Links of Interest to Tax Resisters

Some links that have skipped past my browser in recent days:

  • Shirin Ebadi, Iranian human rights activist and Nobel Peace Prize laureate, said of protesters in Iran: “People should stop paying electricity, water, and gas bills. They should not pay their tax. They should withdraw their money from banks.” The remarks were made in a press interview.
  • KQED commentator Luke Pease has lost interest in being a responsible taxpayer and now is on the lookout for businesses that offer a “discount for cash” and other opportunities to evade taxes levied by a government that has lost his moral support.
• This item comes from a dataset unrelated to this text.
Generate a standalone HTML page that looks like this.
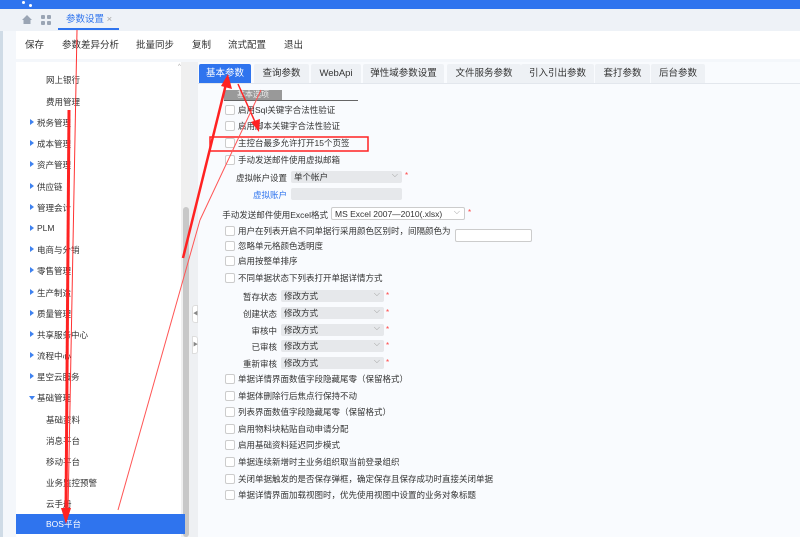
<!DOCTYPE html>
<html><head><meta charset="utf-8"><style>
*{margin:0;padding:0;box-sizing:border-box}
body{width:800px;height:537px;overflow:hidden;position:relative;background:#f4f7fb;font-family:"Liberation Sans","Noto Sans CJK SC",sans-serif;font-size:9px;color:#333}
.top{position:absolute;left:0;top:0;width:800px;height:9px;background:#2f74ee}
.tabbar{position:absolute;left:0;top:9px;width:800px;height:22px;background:#eef2f7}
.tb{position:absolute;left:16px;top:31px;width:784px;height:28px;background:#fff}
.tb span{position:absolute;top:6px;font-size:9.5px;color:#333}
.left{position:absolute;left:16px;top:62px;width:172px;height:475px;background:#fff}
.scroll{position:absolute;left:181px;top:62px;width:9px;height:475px;background:#f0f0f0}
.thumb{position:absolute;left:183px;top:207px;width:6px;height:330px;background:#c8c8c8;border-radius:3px}
.split{position:absolute;left:190px;top:62px;width:8px;height:475px;background:#eef0f3}
.item{position:absolute;font-size:8.5px;color:#333}
.tri{position:absolute;width:0;height:0;border-top:3.5px solid transparent;border-bottom:3.5px solid transparent;border-left:4px solid #3f82f0}
.right{position:absolute;left:198px;top:62px;width:602px;height:475px;background:#f9fbfe}
.tab{position:absolute;top:64px;height:19px;background:#eef1f5;font-size:9.5px;color:#333;text-align:center;line-height:19px;border-radius:2px 2px 0 0}
.cb{position:absolute;left:225px;width:10px;height:10px;border:1px solid #ccc;background:#fff;border-radius:2px}
.lb{position:absolute;left:238px;font-size:8.5px;color:#333}
.sel{position:absolute;height:12px;background:#e6e8eb;border-radius:2px;font-size:8.5px;line-height:12px;padding-left:3px}
.sel:after{content:"⌵";position:absolute;right:4px;top:-2px;color:#999;font-size:8px}
.star{position:absolute;color:#f44;font-size:8px}
.rl{position:absolute;font-size:8.5px;color:#333;text-align:right}
</style></head><body>
<div style="position:absolute;left:0;top:0;width:3px;height:537px;background:#cfdbe6"></div>
<div class="top"></div>
<div style="position:absolute;left:22px;top:1px;width:3px;height:3px;background:#fff;border-radius:50%"></div>
<div style="position:absolute;left:29px;top:4px;width:3px;height:3px;background:#fff;border-radius:50%"></div>
<div class="tabbar"></div>
<div style="position:absolute;left:22px;top:15px;width:10px;height:9px;"><svg width="10" height="9"><path d="M0 5L5 0L10 5H8.5V9H1.5V5Z" fill="#9aa5b4"/></svg></div>
<div style="position:absolute;left:41px;top:15px"><svg width="10" height="10"><rect x="0" y="0" width="4" height="4" rx="1" fill="#9aa5b4"/><rect x="6" y="0" width="4" height="4" rx="1" fill="#9aa5b4"/><rect x="0" y="6" width="4" height="4" rx="1" fill="#9aa5b4"/><rect x="6" y="6" width="4" height="4" rx="1" fill="#9aa5b4"/></svg></div>
<div style="position:absolute;left:58px;top:10px;width:61px;height:20px;border-bottom:2px solid #2f74ee;font-size:9.5px;color:#2f74ee;line-height:20px;padding-left:8px">参数设置 <span style="color:#aaa">×</span></div>
<div class="tb"><span style="left:9px">保存</span><span style="left:46px">参数差异分析</span><span style="left:120px">批量同步</span><span style="left:176px">复制</span><span style="left:212px">流式配置</span><span style="left:268px">退出</span></div>
<div class="left"></div>
<div class="scroll"></div><div class="thumb"></div>
<div style="position:absolute;left:178px;top:64px;font-size:6px;color:#aaa">^</div>
<div class="split"></div>
<div style="position:absolute;left:192px;top:305px;width:6px;height:18px;background:#fff;border:1px solid #ddd;border-radius:3px 0 0 3px;font-size:5px;color:#888;line-height:16px">◀</div>
<div style="position:absolute;left:192px;top:336px;width:6px;height:18px;background:#fff;border:1px solid #ddd;border-radius:0 3px 3px 0;font-size:5px;color:#888;line-height:16px">▶</div>

<div class="item" style="left:46px;top:74px">网上银行</div>
<div class="item" style="left:46px;top:96px">费用管理</div>
<div class="tri" style="left:30px;top:119px"></div><div class="item" style="left:37px;top:117px">税务管理</div>
<div class="tri" style="left:30px;top:140px"></div><div class="item" style="left:37px;top:138px">成本管理</div>
<div class="tri" style="left:30px;top:161px"></div><div class="item" style="left:37px;top:159px">资产管理</div>
<div class="tri" style="left:30px;top:183px"></div><div class="item" style="left:37px;top:181px">供应链</div>
<div class="tri" style="left:30px;top:204px"></div><div class="item" style="left:37px;top:202px">管理会计</div>
<div class="tri" style="left:30px;top:225px"></div><div class="item" style="left:37px;top:223px">PLM</div>
<div class="tri" style="left:30px;top:246px"></div><div class="item" style="left:37px;top:244px">电商与分销</div>
<div class="tri" style="left:30px;top:267px"></div><div class="item" style="left:37px;top:265px">零售管理</div>
<div class="tri" style="left:30px;top:289px"></div><div class="item" style="left:37px;top:287px">生产制造</div>
<div class="tri" style="left:30px;top:310px"></div><div class="item" style="left:37px;top:308px">质量管理</div>
<div class="tri" style="left:30px;top:331px"></div><div class="item" style="left:37px;top:329px">共享服务中心</div>
<div class="tri" style="left:30px;top:352px"></div><div class="item" style="left:37px;top:350px">流程中心</div>
<div class="tri" style="left:30px;top:373px"></div><div class="item" style="left:37px;top:371px">星空云服务</div>
<div style="position:absolute;left:29px;top:396px;border-left:3.5px solid transparent;border-right:3.5px solid transparent;border-top:4px solid #3f82f0"></div><div class="item" style="left:37px;top:392px">基础管理</div>
<div class="item" style="left:46px;top:414px">基础资料</div>
<div class="item" style="left:46px;top:435px">消息平台</div>
<div class="item" style="left:46px;top:456px">移动平台</div>
<div class="item" style="left:46px;top:477px">业务监控预警</div>
<div class="item" style="left:46px;top:498px">云手册</div>
<div style="position:absolute;left:16px;top:514px;width:169px;height:20px;background:#2f74ee"></div>
<div class="item" style="left:46px;top:518px;color:#fff">BOS平台</div>

<div class="right"></div>
<div style="position:absolute;left:198px;top:83px;width:602px;height:1px;background:#e3e7ed"></div>
<div class="tab" style="left:199px;width:52px;background:#2f74ee;color:#fff">基本参数</div>
<div class="tab" style="left:254px;width:55px">查询参数</div>
<div class="tab" style="left:311px;width:50px">WebApi</div>
<div class="tab" style="left:363px;width:81px">弹性域参数设置</div>
<div class="tab" style="left:447px;width:74px">文件服务参数</div>
<div class="tab" style="left:521px;width:73px">引入引出参数</div>
<div class="tab" style="left:595px;width:55px">套打参数</div>
<div class="tab" style="left:651px;width:54px">后台参数</div>

<div style="position:absolute;left:224px;top:90px;width:58px;height:10px;background:#999;color:#eee;font-size:8px;line-height:10px;text-align:center">基本选项</div>
<div style="position:absolute;left:224px;top:100px;width:134px;height:1px;background:#666"></div>

<div class="cb" style="top:105px"></div><div class="lb" style="top:104px">启用Sql关键字合法性验证</div>
<div class="cb" style="top:121px"></div><div class="lb" style="top:120px">启用脚本关键字合法性验证</div>
<div class="cb" style="top:138px"></div><div class="lb" style="top:137px">主控台最多允许打开15个页签</div>
<div class="cb" style="top:155px"></div><div class="lb" style="top:154px">手动发送邮件使用虚拟邮箱</div>
<div class="rl" style="left:220px;width:67px;top:172px">虚拟帐户设置</div>
<div class="sel" style="left:291px;top:171px;width:111px">单个帐户</div><div class="star" style="left:405px;top:171px">*</div>
<div class="rl" style="left:220px;width:67px;top:189px;color:#2f74ee">虚拟账户</div>
<div style="position:absolute;left:291px;top:188px;width:111px;height:12px;background:#e6e8eb;border-radius:2px"></div>
<div class="rl" style="left:220px;width:108px;top:209px">手动发送邮件使用Excel格式</div>
<div class="sel" style="left:331px;top:207px;width:134px;height:13px;background:#fff;border:1px solid #ccc">MS Excel 2007—2010(.xlsx)</div><div class="star" style="left:468px;top:208px">*</div>
<div class="cb" style="top:226px"></div><div class="lb" style="top:225px">用户在列表开启不同单据行采用颜色区别时，间隔颜色为</div>
<div style="position:absolute;left:455px;top:229px;width:77px;height:13px;background:#fff;border:1px solid #ccc;border-radius:2px"></div>
<div class="cb" style="top:241px"></div><div class="lb" style="top:240px">忽略单元格颜色透明度</div>
<div class="cb" style="top:256px"></div><div class="lb" style="top:255px">启用按整单排序</div>
<div class="cb" style="top:273px"></div><div class="lb" style="top:272px">不同单据状态下列表打开单据详情方式</div>
<div class="rl" style="left:230px;width:47px;top:291px">暂存状态</div><div class="sel" style="left:281px;top:290px;width:103px">修改方式</div><div class="star" style="left:386px;top:291px">*</div>
<div class="rl" style="left:230px;width:47px;top:308px">创建状态</div><div class="sel" style="left:281px;top:307px;width:103px">修改方式</div><div class="star" style="left:386px;top:308px">*</div>
<div class="rl" style="left:230px;width:47px;top:325px">审核中</div><div class="sel" style="left:281px;top:324px;width:103px">修改方式</div><div class="star" style="left:386px;top:325px">*</div>
<div class="rl" style="left:230px;width:47px;top:341px">已审核</div><div class="sel" style="left:281px;top:340px;width:103px">修改方式</div><div class="star" style="left:386px;top:341px">*</div>
<div class="rl" style="left:230px;width:47px;top:358px">重新审核</div><div class="sel" style="left:281px;top:357px;width:103px">修改方式</div><div class="star" style="left:386px;top:358px">*</div>
<div class="cb" style="top:374px"></div><div class="lb" style="top:373px">单据详情界面数值字段隐藏尾零（保留格式）</div>
<div class="cb" style="top:391px"></div><div class="lb" style="top:390px">单据体删除行后焦点行保持不动</div>
<div class="cb" style="top:407px"></div><div class="lb" style="top:406px">列表界面数值字段隐藏尾零（保留格式）</div>
<div class="cb" style="top:424px"></div><div class="lb" style="top:423px">启用物料块粘贴自动申请分配</div>
<div class="cb" style="top:440px"></div><div class="lb" style="top:439px">启用基础资料延迟同步模式</div>
<div class="cb" style="top:457px"></div><div class="lb" style="top:456px">单据连续新增时主业务组织取当前登录组织</div>
<div class="cb" style="top:474px"></div><div class="lb" style="top:473px">关闭单据触发的是否保存弹框，确定保存且保存成功时直接关闭单据</div>
<div class="cb" style="top:490px"></div><div class="lb" style="top:489px">单据详情界面加载视图时，优先使用视图中设置的业务对象标题</div>

<svg style="position:absolute;left:0;top:0" width="800" height="537">
<rect x="210" y="137" width="158" height="14" fill="none" stroke="#f22" stroke-width="1.5"/>
<line x1="77" y1="30" x2="68" y2="512" stroke="#f33" stroke-width="1"/>
<line x1="69" y1="110" x2="66" y2="512" stroke="#f22" stroke-width="3"/>
<path d="M61 508L66 524L71 508Z" fill="#f22"/>
<line x1="183" y1="258" x2="226" y2="84" stroke="#f22" stroke-width="2.5"/>
<path d="M221 86L228 74L232 89Z" fill="#f22"/>
<line x1="238" y1="84" x2="256" y2="124" stroke="#f22" stroke-width="1.5"/>
<path d="M251 122L259 132L260 119Z" fill="#f22"/>
<line x1="200" y1="220" x2="118" y2="510" stroke="#f55" stroke-width="1"/>
<line x1="261" y1="90" x2="200" y2="220" stroke="#f55" stroke-width="1"/>
</svg>
</body></html>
  • The new federal tax law restricts how much people can take deductions on their federal tax returns for the state and local taxes they have paid. Some states and localities are toying with ways to allow taxpayers to recharacterize their taxes as charitable donations to get around the restrictions. On the other hand, the Tax Foundation is skeptical that such games will pass muster.
  • Demonstrators in Urabá, Colombia, following in the footsteps of the Rebecca Rioters and the Bonnets Rouges, put two new highway tollbooths to the torch .
  • The vast majority of people whose bank accounts were abruptly seized by the IRS for “structuring currency transactions” (defined as deliberately depositing amounts under $10,000 in order not to have the transactions reported to the government) had earned that money legitimately, contrary to the government’s representations that such transactions were evidence of criminal activity, according to a new report from the Treasury Inspector General for Tax Administration. The law permits the IRS to seize money in such cases without having to go to the trouble of proving a crime, forcing the suddenly-impoverished owners to go to court to prove their innocence if they want to see their money again. The widespread abuse of this practice has led the agency to back off somewhat from the use of this tool.